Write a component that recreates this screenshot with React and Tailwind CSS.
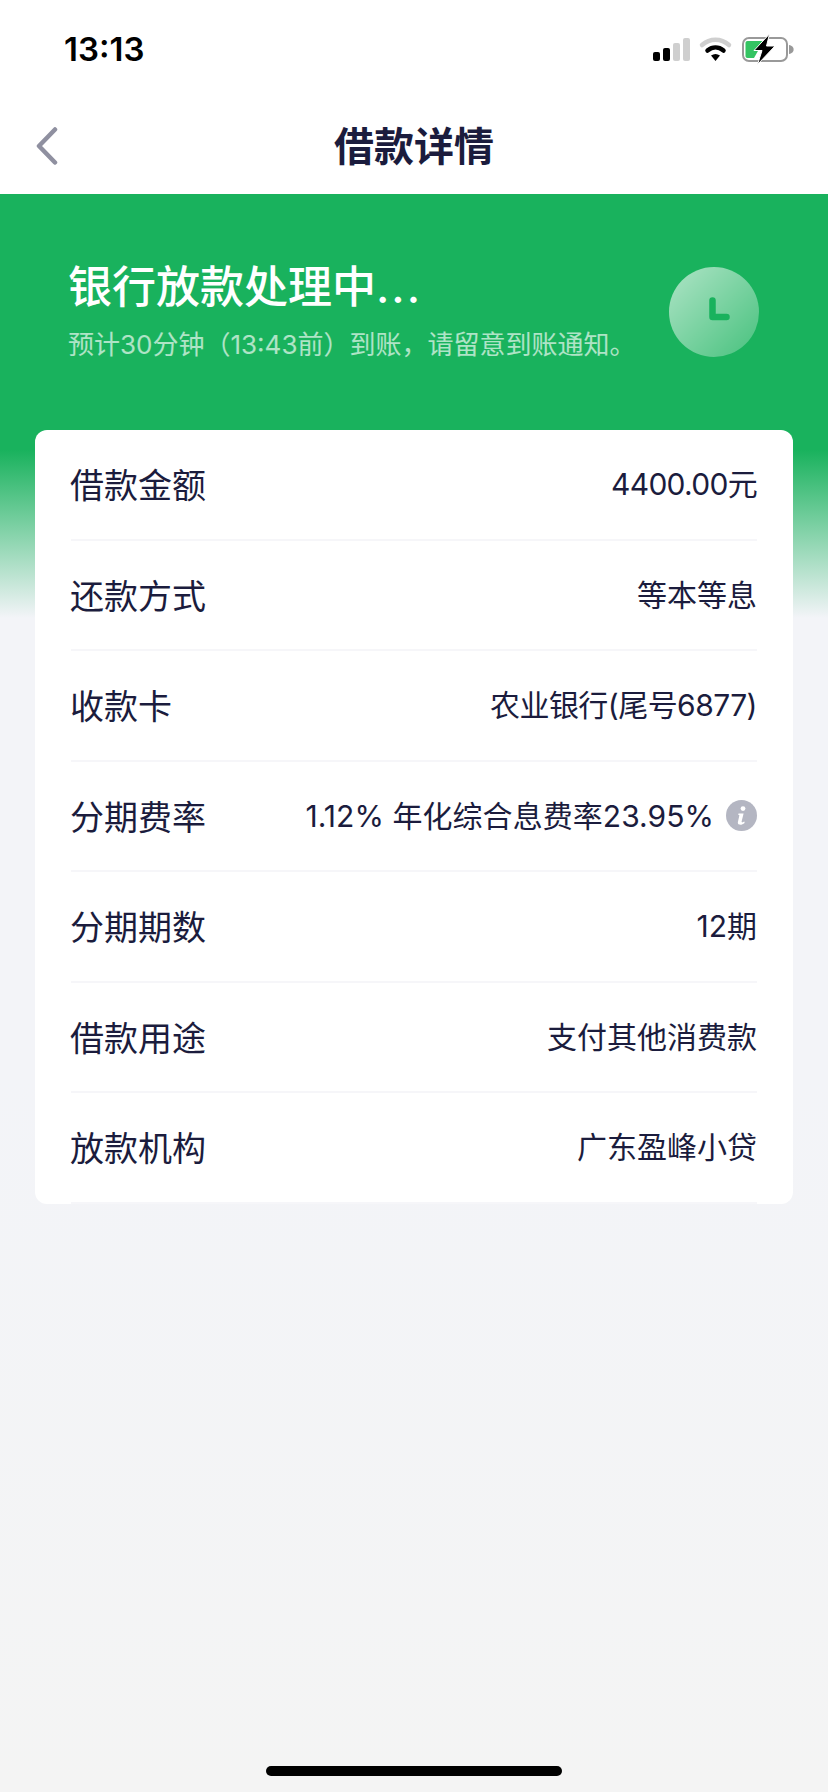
import React from 'react';

const rows = [
  { label: '借款金额', value: '4400.00元', className: 'tracking-[-0.7px]' },
  { label: '还款方式', value: '等本等息' },
  { label: '收款卡', value: '农业银行(尾号6877)', className: 'tracking-[-0.55px]' },
  { label: '分期费率', value: '1.12% 年化综合息费率23.95%', className: 'tracking-[0.05px]', info: true },
  { label: '分期期数', value: '12期' },
  { label: '借款用途', value: '支付其他消费款' },
  { label: '放款机构', value: '广东盈峰小贷' },
];

const StatusIcons = () => (
  <svg width="146" height="32" viewBox="0 0 146 32" fill="none">
    <rect x="3" y="19" width="7" height="9" rx="2" fill="#000" />
    <rect x="13" y="15" width="7" height="13" rx="2" fill="#000" />
    <rect x="23" y="10" width="7" height="18" rx="2" fill="#cfcfcf" />
    <rect x="33" y="5" width="7" height="23" rx="2" fill="#cfcfcf" />
    <path d="M52 12C60 5 71 5 79 12" stroke="#cfcfcf" strokeWidth="4.5" strokeLinecap="round" />
    <path d="M57.5 17.5C62.5 13.5 68.5 13.5 73.5 17.5" stroke="#000" strokeWidth="4.5" strokeLinecap="round" />
    <path d="M61 22.5C64 20.5 67 20.5 70 22.5L65.5 28Z" fill="#000" />
    <rect x="93" y="5" width="44" height="23" rx="6" stroke="#999" strokeWidth="2" />
    <path d="M139 12C142.5 12.6 143.6 14.6 143.6 16.5C143.6 18.4 142.5 20.4 139 21Z" fill="#999" />
    <path d="M97.5 8H113.5L104 25H97.5C96.2 25 95.5 24.3 95.5 23V10C95.5 8.7 96.2 8 97.5 8Z" fill="#34c462" />
    <path d="M119.5 1L104 17.5H112L107.5 31.5L125 13H116.5Z" fill="#000" stroke="#fff" strokeWidth="1" />
  </svg>
);

const ClockBadge = () => (
  <div className="flex h-[90px] w-[90px] shrink-0 items-center justify-center rounded-full bg-gradient-to-br from-white/65 to-white/20">
    <svg width="90" height="90" viewBox="0 0 90 90" fill="none">
      <path d="M43.5 33.5V50H57.5" stroke="#19b25d" strokeWidth="6.5" strokeLinecap="round" strokeLinejoin="round" />
    </svg>
  </div>
);

const InfoIcon = () => (
  <svg width="31" height="31" viewBox="0 0 31 31" className="shrink-0">
    <circle cx="15.5" cy="15.5" r="15.5" fill="#b4b6c2" />
    <circle cx="17" cy="8.6" r="2.4" fill="#fff" />
    <path d="M12.5 13.5H17.6L15.6 21.6C15.4 22.5 16.3 22.8 18.4 21.6L18.6 23C16.6 24.6 14.9 25 13.2 24.6C12 24.2 11.6 23.2 11.9 22L13.4 15.2L12.2 14.8Z" fill="#fff" />
  </svg>
);

export default function App() {
  return (
    <div className="flex h-[1792px] w-[828px] flex-col overflow-hidden bg-[linear-gradient(to_bottom,#f3f4f8_60%,#f4f4f4_100%)] font-['Inter','Noto_Sans_CJK_SC',sans-serif] text-[#1b1c3d]">
      <div className="bg-white">
        <div className="flex h-[88px] items-center justify-between pl-16 pr-8 pt-[10px]">
          <span className="text-[33px] font-semibold leading-none text-black">13:13</span>
          <StatusIcons />
        </div>
        <div className="relative flex h-[106px] items-center justify-center pt-3">
          <svg width="24" height="38" viewBox="0 0 24 38" fill="none" className="absolute left-[35px] top-[39px]">
            <path d="M20 2.5L4 19L20 35.5" stroke="#8f90a0" strokeWidth="4.5" strokeLinecap="round" strokeLinejoin="round" />
          </svg>
          <h1 className="text-[40px] font-bold leading-none">借款详情</h1>
        </div>
      </div>

      <div className="h-[424px] bg-[linear-gradient(to_bottom,#19b25d_60.4%,#f3f4f8_100%)] px-[69px] pt-[70px]">
        <div className="flex items-start justify-between">
          <div className="-ml-px">
            <h2 className="text-[44px] font-medium leading-[46px] text-white">
              银行放款处理中<span className="tracking-[2px]">...</span>
            </h2>
            <p className="mt-5 text-[26px] leading-[30px] text-white/65">预计30分钟（13:43前）到账，请留意到账通知。</p>
          </div>
          <div className="mt-[3px]">
            <ClockBadge />
          </div>
        </div>
      </div>

      <div className="mx-[35px] -mt-[188px] rounded-xl bg-white px-9">
        {rows.map((row) => (
          <div key={row.label} className="flex h-[110.5px] items-center justify-between border-b-2 border-[#f6f6f9]">
            <span className="-ml-px mt-1 text-[34px] leading-none">{row.label}</span>
            <span className={`flex items-center gap-3 text-[30px] leading-none ${row.className || ''}`}>
              {row.value}
              {row.info && <InfoIcon />}
            </span>
          </div>
        ))}
      </div>

      <div className="mt-auto flex justify-center pb-4">
        <div className="h-[10px] w-[296px] rounded-full bg-black" />
      </div>
    </div>
  );
}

+ + + +

■ SHORT PROBLEM:
Omit the pictures and give the material again, exactly and in full.

■ EXERCISE SOLUTION:
Write a component that recreates this screenshot with React and Tailwind CSS.
import React from 'react';

const rows = [
  { label: '借款金额', value: '4400.00元', className: 'tracking-[-0.7px]' },
  { label: '还款方式', value: '等本等息' },
  { label: '收款卡', value: '农业银行(尾号6877)', className: 'tracking-[-0.55px]' },
  { label: '分期费率', value: '1.12% 年化综合息费率23.95%', className: 'tracking-[0.05px]', info: true },
  { label: '分期期数', value: '12期' },
  { label: '借款用途', value: '支付其他消费款' },
  { label: '放款机构', value: '广东盈峰小贷' },
];

const StatusIcons = () => (
  <svg width="146" height="32" viewBox="0 0 146 32" fill="none">
    <rect x="3" y="19" width="7" height="9" rx="2" fill="#000" />
    <rect x="13" y="15" width="7" height="13" rx="2" fill="#000" />
    <rect x="23" y="10" width="7" height="18" rx="2" fill="#cfcfcf" />
    <rect x="33" y="5" width="7" height="23" rx="2" fill="#cfcfcf" />
    <path d="M52 12C60 5 71 5 79 12" stroke="#cfcfcf" strokeWidth="4.5" strokeLinecap="round" />
    <path d="M57.5 17.5C62.5 13.5 68.5 13.5 73.5 17.5" stroke="#000" strokeWidth="4.5" strokeLinecap="round" />
    <path d="M61 22.5C64 20.5 67 20.5 70 22.5L65.5 28Z" fill="#000" />
    <rect x="93" y="5" width="44" height="23" rx="6" stroke="#999" strokeWidth="2" />
    <path d="M139 12C142.5 12.6 143.6 14.6 143.6 16.5C143.6 18.4 142.5 20.4 139 21Z" fill="#999" />
    <path d="M97.5 8H113.5L104 25H97.5C96.2 25 95.5 24.3 95.5 23V10C95.5 8.7 96.2 8 97.5 8Z" fill="#34c462" />
    <path d="M119.5 1L104 17.5H112L107.5 31.5L125 13H116.5Z" fill="#000" stroke="#fff" strokeWidth="1" />
  </svg>
);

const ClockBadge = () => (
  <div className="flex h-[90px] w-[90px] shrink-0 items-center justify-center rounded-full bg-gradient-to-br from-white/65 to-white/20">
    <svg width="90" height="90" viewBox="0 0 90 90" fill="none">
      <path d="M43.5 33.5V50H57.5" stroke="#19b25d" strokeWidth="6.5" strokeLinecap="round" strokeLinejoin="round" />
    </svg>
  </div>
);

const InfoIcon = () => (
  <svg width="31" height="31" viewBox="0 0 31 31" className="shrink-0">
    <circle cx="15.5" cy="15.5" r="15.5" fill="#b4b6c2" />
    <circle cx="17" cy="8.6" r="2.4" fill="#fff" />
    <path d="M12.5 13.5H17.6L15.6 21.6C15.4 22.5 16.3 22.8 18.4 21.6L18.6 23C16.6 24.6 14.9 25 13.2 24.6C12 24.2 11.6 23.2 11.9 22L13.4 15.2L12.2 14.8Z" fill="#fff" />
  </svg>
);

export default function App() {
  return (
    <div className="flex h-[1792px] w-[828px] flex-col overflow-hidden bg-[linear-gradient(to_bottom,#f3f4f8_60%,#f4f4f4_100%)] font-['Inter','Noto_Sans_CJK_SC',sans-serif] text-[#1b1c3d]">
      <div className="bg-white">
        <div className="flex h-[88px] items-center justify-between pl-16 pr-8 pt-[10px]">
          <span className="text-[33px] font-semibold leading-none text-black">13:13</span>
          <StatusIcons />
        </div>
        <div className="relative flex h-[106px] items-center justify-center pt-3">
          <svg width="24" height="38" viewBox="0 0 24 38" fill="none" className="absolute left-[35px] top-[39px]">
            <path d="M20 2.5L4 19L20 35.5" stroke="#8f90a0" strokeWidth="4.5" strokeLinecap="round" strokeLinejoin="round" />
          </svg>
          <h1 className="text-[40px] font-bold leading-none">借款详情</h1>
        </div>
      </div>

      <div className="h-[424px] bg-[linear-gradient(to_bottom,#19b25d_60.4%,#f3f4f8_100%)] px-[69px] pt-[70px]">
        <div className="flex items-start justify-between">
          <div className="-ml-px">
            <h2 className="text-[44px] font-medium leading-[46px] text-white">
              银行放款处理中<span className="tracking-[2px]">...</span>
            </h2>
            <p className="mt-5 text-[26px] leading-[30px] text-white/65">预计30分钟（13:43前）到账，请留意到账通知。</p>
          </div>
          <div className="mt-[3px]">
            <ClockBadge />
          </div>
        </div>
      </div>

      <div className="mx-[35px] -mt-[188px] rounded-xl bg-white px-9">
        {rows.map((row) => (
          <div key={row.label} className="flex h-[110.5px] items-center justify-between border-b-2 border-[#f6f6f9]">
            <span className="-ml-px mt-1 text-[34px] leading-none">{row.label}</span>
            <span className={`flex items-center gap-3 text-[30px] leading-none ${row.className || ''}`}>
              {row.value}
              {row.info && <InfoIcon />}
            </span>
          </div>
        ))}
      </div>

      <div className="mt-auto flex justify-center pb-4">
        <div className="h-[10px] w-[296px] rounded-full bg-black" />
      </div>
    </div>
  );
}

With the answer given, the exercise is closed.